• _Exercise aim_
Restate the whole of the material. Keep every word, and drop the pictures.

• _Dataset section_
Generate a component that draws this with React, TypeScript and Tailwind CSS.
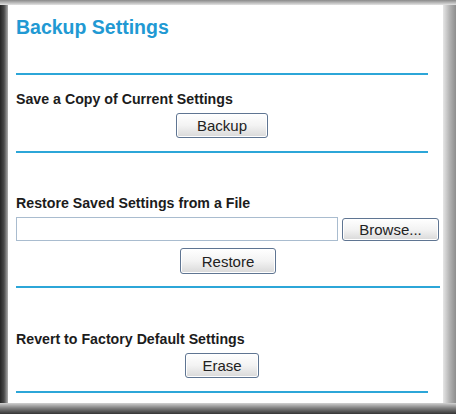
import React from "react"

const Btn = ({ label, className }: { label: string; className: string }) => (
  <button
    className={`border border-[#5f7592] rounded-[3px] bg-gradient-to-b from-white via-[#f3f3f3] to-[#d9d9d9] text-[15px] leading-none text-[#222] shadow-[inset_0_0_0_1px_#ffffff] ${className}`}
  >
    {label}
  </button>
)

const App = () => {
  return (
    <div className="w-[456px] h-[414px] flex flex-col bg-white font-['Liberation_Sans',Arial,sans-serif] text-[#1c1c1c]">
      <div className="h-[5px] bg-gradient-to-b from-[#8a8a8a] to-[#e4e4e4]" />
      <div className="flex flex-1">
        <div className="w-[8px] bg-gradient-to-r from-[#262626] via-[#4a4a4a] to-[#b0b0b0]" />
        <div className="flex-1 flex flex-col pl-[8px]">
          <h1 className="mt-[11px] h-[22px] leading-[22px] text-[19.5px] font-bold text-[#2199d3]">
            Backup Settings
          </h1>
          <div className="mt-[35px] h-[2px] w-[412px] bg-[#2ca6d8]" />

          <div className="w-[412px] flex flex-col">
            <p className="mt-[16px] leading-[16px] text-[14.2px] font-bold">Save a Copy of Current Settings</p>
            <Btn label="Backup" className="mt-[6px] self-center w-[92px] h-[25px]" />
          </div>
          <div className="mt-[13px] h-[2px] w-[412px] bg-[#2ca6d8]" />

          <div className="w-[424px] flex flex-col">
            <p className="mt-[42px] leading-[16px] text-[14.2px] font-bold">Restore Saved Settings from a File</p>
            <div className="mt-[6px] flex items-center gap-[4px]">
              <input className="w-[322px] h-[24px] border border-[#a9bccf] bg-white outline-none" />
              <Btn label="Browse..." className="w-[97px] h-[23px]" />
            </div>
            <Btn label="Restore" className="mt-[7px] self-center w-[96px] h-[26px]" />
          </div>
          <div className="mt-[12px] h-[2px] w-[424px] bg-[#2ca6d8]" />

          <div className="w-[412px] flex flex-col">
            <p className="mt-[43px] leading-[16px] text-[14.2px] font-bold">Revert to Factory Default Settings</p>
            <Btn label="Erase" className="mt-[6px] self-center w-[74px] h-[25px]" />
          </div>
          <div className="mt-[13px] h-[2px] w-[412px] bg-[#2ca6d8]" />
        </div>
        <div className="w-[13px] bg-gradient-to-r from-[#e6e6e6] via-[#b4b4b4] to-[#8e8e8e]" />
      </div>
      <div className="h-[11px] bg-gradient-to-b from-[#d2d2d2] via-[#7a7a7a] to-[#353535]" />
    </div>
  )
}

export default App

• _Response below_
Generate a component that draws this with React, TypeScript and Tailwind CSS.
import React from "react"

const Btn = ({ label, className }: { label: string; className: string }) => (
  <button
    className={`border border-[#5f7592] rounded-[3px] bg-gradient-to-b from-white via-[#f3f3f3] to-[#d9d9d9] text-[15px] leading-none text-[#222] shadow-[inset_0_0_0_1px_#ffffff] ${className}`}
  >
    {label}
  </button>
)

const App = () => {
  return (
    <div className="w-[456px] h-[414px] flex flex-col bg-white font-['Liberation_Sans',Arial,sans-serif] text-[#1c1c1c]">
      <div className="h-[5px] bg-gradient-to-b from-[#8a8a8a] to-[#e4e4e4]" />
      <div className="flex flex-1">
        <div className="w-[8px] bg-gradient-to-r from-[#262626] via-[#4a4a4a] to-[#b0b0b0]" />
        <div className="flex-1 flex flex-col pl-[8px]">
          <h1 className="mt-[11px] h-[22px] leading-[22px] text-[19.5px] font-bold text-[#2199d3]">
            Backup Settings
          </h1>
          <div className="mt-[35px] h-[2px] w-[412px] bg-[#2ca6d8]" />

          <div className="w-[412px] flex flex-col">
            <p className="mt-[16px] leading-[16px] text-[14.2px] font-bold">Save a Copy of Current Settings</p>
            <Btn label="Backup" className="mt-[6px] self-center w-[92px] h-[25px]" />
          </div>
          <div className="mt-[13px] h-[2px] w-[412px] bg-[#2ca6d8]" />

          <div className="w-[424px] flex flex-col">
            <p className="mt-[42px] leading-[16px] text-[14.2px] font-bold">Restore Saved Settings from a File</p>
            <div className="mt-[6px] flex items-center gap-[4px]">
              <input className="w-[322px] h-[24px] border border-[#a9bccf] bg-white outline-none" />
              <Btn label="Browse..." className="w-[97px] h-[23px]" />
            </div>
            <Btn label="Restore" className="mt-[7px] self-center w-[96px] h-[26px]" />
          </div>
          <div className="mt-[12px] h-[2px] w-[424px] bg-[#2ca6d8]" />

          <div className="w-[412px] flex flex-col">
            <p className="mt-[43px] leading-[16px] text-[14.2px] font-bold">Revert to Factory Default Settings</p>
            <Btn label="Erase" className="mt-[6px] self-center w-[74px] h-[25px]" />
          </div>
          <div className="mt-[13px] h-[2px] w-[412px] bg-[#2ca6d8]" />
        </div>
        <div className="w-[13px] bg-gradient-to-r from-[#e6e6e6] via-[#b4b4b4] to-[#8e8e8e]" />
      </div>
      <div className="h-[11px] bg-gradient-to-b from-[#d2d2d2] via-[#7a7a7a] to-[#353535]" />
    </div>
  )
}

export default App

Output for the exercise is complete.